* [Task brief]:
Give again only those lines from the start of the entries through the line holding "import React from", leaving them as they are.

-- start Data for this task --

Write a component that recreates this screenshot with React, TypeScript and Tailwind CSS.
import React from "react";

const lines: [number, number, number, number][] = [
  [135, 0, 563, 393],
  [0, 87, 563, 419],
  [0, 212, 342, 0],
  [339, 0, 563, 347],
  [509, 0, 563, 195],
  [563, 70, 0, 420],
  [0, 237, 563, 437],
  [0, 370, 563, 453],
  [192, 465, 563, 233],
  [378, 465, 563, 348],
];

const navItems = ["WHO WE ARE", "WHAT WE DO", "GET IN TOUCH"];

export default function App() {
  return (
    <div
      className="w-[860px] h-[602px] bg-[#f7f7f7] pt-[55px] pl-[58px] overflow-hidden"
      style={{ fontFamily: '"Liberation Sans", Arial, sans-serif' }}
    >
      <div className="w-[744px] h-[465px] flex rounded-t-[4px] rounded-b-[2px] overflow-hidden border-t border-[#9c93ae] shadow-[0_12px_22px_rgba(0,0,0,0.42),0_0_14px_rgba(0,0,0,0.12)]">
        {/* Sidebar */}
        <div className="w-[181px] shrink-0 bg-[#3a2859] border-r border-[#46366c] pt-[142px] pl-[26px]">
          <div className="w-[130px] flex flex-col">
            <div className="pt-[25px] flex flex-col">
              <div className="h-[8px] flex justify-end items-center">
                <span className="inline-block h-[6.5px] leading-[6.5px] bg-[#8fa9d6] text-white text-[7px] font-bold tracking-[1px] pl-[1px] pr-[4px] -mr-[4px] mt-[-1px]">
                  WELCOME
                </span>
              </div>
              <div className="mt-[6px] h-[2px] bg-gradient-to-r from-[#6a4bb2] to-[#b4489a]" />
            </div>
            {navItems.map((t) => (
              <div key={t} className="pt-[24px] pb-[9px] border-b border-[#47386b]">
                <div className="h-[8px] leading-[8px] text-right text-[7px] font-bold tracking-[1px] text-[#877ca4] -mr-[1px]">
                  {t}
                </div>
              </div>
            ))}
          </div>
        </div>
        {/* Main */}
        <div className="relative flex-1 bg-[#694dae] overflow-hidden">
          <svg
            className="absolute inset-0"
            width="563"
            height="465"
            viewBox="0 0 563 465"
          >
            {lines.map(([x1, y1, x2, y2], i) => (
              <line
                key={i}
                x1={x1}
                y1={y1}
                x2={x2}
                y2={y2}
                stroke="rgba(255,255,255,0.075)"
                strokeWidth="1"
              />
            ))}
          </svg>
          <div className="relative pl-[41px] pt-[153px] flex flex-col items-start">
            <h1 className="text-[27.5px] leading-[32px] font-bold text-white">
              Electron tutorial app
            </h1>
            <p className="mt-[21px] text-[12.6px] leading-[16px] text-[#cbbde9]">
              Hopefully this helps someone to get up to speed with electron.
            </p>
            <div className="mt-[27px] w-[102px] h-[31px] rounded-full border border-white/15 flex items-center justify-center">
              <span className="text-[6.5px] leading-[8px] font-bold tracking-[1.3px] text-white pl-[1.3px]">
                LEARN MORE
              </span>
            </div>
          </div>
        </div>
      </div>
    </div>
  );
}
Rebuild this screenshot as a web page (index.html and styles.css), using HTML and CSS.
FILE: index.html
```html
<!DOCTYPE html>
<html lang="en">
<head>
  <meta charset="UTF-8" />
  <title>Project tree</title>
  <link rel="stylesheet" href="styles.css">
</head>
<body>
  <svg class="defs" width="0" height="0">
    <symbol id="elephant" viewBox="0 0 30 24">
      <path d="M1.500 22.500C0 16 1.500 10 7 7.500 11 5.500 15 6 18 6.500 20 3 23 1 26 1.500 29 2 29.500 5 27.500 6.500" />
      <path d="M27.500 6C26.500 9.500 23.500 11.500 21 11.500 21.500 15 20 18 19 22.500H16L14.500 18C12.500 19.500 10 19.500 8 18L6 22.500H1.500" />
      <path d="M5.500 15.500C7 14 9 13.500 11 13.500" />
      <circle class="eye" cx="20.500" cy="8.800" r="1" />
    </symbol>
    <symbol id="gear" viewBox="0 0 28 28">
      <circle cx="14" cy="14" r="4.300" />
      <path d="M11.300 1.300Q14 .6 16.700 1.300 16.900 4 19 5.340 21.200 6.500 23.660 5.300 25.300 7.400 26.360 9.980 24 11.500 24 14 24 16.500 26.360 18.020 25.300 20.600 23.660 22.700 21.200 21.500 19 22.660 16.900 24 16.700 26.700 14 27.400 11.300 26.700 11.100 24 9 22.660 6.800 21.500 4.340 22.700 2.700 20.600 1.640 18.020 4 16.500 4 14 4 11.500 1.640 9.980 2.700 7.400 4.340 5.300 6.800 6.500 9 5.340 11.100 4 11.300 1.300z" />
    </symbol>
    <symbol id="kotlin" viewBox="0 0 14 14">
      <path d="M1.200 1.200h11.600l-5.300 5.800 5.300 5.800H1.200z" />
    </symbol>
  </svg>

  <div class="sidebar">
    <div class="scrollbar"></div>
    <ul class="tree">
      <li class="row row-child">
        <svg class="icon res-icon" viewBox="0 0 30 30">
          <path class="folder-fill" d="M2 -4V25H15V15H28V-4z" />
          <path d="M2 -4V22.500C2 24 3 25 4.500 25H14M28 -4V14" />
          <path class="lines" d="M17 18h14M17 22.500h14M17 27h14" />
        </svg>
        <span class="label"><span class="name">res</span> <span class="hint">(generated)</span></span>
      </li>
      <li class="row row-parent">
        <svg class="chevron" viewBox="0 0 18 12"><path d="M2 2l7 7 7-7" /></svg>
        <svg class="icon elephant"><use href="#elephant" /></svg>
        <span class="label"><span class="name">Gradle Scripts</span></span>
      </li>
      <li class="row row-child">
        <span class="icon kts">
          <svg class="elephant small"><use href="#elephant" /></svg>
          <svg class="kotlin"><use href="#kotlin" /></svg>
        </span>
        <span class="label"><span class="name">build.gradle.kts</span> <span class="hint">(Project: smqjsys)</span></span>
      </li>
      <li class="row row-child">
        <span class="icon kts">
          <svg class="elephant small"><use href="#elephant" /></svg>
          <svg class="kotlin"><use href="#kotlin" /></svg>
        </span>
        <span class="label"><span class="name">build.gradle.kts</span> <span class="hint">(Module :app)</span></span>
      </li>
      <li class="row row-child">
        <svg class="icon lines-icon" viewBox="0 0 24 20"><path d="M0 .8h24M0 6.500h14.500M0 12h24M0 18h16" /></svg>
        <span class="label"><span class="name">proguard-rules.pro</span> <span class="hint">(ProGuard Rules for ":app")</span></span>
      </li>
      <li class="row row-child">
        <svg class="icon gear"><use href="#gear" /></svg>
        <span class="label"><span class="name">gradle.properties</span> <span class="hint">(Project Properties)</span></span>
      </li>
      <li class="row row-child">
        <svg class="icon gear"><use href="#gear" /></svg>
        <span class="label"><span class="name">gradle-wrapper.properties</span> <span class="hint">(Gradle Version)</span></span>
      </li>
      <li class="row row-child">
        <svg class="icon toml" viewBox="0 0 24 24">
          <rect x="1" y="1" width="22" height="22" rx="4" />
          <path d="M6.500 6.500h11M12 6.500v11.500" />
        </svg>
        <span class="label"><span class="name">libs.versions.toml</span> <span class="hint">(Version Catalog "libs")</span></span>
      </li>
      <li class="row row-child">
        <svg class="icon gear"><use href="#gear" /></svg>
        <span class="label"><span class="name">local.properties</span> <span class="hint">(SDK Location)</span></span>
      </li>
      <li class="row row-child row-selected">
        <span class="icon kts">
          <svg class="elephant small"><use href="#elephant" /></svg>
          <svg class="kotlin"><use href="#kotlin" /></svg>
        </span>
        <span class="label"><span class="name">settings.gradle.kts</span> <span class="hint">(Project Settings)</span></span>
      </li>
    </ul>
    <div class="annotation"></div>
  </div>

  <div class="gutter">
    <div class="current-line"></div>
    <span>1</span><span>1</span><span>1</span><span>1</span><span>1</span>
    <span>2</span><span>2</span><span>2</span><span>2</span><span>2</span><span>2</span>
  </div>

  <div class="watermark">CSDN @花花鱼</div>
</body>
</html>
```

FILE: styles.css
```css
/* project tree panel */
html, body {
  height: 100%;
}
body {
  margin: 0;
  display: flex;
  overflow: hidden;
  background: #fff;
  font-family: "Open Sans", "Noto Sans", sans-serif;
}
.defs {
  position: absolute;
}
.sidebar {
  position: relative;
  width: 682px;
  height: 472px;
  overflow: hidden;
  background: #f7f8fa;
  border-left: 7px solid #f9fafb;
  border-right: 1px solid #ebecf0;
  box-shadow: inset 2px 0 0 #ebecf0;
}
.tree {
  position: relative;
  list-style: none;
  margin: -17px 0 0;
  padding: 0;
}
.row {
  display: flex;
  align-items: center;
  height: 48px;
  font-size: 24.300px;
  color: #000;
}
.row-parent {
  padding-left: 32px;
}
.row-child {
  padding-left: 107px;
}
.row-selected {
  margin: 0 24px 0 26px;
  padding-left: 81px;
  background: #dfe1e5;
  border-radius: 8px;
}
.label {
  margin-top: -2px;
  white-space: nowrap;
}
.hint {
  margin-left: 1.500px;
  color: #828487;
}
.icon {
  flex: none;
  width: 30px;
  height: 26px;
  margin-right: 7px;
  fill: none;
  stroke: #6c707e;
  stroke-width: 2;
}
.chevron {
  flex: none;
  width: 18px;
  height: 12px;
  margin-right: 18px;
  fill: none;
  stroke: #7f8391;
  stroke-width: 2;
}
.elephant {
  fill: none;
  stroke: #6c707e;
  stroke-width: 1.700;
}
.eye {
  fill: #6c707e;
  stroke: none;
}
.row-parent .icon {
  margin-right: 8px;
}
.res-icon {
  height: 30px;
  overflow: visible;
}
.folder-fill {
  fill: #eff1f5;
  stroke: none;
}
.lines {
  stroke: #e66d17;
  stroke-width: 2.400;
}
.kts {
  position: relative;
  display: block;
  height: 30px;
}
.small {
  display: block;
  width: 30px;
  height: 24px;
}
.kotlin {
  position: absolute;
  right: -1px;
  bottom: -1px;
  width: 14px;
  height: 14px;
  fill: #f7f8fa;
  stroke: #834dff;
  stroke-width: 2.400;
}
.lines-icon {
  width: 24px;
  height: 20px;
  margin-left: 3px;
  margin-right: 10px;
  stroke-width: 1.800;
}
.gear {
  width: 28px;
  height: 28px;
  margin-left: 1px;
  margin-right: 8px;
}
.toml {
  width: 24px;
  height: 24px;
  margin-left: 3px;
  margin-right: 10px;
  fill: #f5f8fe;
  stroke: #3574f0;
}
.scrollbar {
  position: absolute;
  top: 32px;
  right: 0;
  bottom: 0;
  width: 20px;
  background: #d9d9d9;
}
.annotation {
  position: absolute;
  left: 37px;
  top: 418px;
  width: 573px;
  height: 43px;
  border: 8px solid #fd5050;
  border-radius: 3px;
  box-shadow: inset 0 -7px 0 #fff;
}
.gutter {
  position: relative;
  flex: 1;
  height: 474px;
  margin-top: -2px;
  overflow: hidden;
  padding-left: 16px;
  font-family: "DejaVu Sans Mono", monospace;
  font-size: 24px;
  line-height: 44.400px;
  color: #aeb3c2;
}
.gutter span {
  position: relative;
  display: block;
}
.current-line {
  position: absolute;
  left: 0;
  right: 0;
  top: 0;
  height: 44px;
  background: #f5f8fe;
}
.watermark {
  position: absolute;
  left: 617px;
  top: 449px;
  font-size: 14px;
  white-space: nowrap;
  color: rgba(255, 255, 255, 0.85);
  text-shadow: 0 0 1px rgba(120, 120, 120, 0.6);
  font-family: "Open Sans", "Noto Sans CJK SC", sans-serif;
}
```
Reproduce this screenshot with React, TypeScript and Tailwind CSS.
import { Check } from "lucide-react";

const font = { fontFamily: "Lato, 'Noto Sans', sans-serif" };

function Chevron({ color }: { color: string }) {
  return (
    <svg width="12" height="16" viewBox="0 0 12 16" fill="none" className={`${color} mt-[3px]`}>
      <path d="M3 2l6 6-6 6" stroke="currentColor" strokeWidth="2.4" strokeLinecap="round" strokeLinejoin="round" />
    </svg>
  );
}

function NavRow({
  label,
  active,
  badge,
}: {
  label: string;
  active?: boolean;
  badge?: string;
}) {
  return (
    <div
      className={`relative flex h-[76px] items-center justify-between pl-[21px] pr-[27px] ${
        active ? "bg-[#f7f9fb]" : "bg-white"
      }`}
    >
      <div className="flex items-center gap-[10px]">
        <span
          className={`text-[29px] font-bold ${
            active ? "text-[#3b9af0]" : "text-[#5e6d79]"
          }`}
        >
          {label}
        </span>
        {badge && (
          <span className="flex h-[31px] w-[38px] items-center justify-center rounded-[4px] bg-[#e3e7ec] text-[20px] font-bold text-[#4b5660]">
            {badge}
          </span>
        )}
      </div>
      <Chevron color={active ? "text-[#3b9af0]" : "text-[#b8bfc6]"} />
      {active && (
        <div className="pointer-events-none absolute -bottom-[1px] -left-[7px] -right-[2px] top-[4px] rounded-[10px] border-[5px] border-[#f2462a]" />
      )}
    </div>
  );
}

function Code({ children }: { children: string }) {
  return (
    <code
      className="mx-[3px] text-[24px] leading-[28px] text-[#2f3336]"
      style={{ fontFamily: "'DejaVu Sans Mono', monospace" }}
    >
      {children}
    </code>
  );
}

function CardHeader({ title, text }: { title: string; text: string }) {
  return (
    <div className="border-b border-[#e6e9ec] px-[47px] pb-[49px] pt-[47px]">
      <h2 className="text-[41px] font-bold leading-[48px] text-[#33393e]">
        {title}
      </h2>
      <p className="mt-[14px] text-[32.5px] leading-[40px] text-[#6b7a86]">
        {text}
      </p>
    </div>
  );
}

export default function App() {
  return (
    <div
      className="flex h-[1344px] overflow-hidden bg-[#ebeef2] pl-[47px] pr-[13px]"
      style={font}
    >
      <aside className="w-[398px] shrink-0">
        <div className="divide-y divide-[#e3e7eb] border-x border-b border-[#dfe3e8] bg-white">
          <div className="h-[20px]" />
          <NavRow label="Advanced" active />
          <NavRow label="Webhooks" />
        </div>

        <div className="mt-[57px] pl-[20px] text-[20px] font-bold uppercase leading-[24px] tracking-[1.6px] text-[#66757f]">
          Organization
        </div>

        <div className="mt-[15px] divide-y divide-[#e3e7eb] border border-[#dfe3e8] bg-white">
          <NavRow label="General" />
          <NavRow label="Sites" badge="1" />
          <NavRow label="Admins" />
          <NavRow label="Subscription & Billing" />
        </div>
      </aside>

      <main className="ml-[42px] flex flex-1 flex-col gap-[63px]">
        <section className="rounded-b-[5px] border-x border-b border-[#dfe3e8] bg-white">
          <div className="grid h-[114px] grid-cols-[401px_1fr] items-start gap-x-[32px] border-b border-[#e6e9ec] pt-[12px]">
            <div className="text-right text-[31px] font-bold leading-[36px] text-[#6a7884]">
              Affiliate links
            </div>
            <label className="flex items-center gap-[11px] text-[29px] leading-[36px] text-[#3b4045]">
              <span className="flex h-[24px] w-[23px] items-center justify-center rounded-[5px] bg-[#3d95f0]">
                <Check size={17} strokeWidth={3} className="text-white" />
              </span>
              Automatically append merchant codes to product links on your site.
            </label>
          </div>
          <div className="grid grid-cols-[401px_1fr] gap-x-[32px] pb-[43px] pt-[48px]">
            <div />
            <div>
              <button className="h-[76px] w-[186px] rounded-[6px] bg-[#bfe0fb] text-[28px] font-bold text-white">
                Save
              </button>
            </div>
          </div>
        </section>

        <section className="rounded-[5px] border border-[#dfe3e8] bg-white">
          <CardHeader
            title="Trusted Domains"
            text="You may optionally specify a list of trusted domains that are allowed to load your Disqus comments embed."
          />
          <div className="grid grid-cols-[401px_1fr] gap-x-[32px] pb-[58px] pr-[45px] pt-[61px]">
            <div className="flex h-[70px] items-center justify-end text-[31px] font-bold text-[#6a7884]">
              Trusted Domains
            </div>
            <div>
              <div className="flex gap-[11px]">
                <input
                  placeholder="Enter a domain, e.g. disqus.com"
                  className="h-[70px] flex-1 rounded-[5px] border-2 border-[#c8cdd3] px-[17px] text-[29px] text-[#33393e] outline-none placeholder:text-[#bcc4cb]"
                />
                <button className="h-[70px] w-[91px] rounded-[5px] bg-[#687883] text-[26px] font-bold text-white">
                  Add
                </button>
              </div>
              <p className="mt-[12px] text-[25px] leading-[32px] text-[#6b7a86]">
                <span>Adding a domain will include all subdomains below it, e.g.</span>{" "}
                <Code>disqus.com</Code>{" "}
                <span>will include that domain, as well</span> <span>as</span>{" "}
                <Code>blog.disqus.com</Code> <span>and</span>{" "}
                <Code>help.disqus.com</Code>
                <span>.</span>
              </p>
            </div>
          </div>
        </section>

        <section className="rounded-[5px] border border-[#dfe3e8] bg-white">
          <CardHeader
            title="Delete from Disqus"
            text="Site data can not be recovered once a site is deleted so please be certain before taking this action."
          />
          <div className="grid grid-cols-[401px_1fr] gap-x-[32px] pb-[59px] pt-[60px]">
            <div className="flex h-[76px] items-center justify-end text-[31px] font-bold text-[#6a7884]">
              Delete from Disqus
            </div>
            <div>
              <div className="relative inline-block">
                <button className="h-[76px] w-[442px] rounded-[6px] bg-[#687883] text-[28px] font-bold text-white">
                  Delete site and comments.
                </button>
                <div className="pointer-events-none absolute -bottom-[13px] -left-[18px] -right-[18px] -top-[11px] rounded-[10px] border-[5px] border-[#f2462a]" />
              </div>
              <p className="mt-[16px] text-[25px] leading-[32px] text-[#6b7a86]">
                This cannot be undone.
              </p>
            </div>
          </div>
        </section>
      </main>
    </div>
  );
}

-- end Data for this task --

* [Correct response]:
Write a component that recreates this screenshot with React, TypeScript and Tailwind CSS.
import React from "react";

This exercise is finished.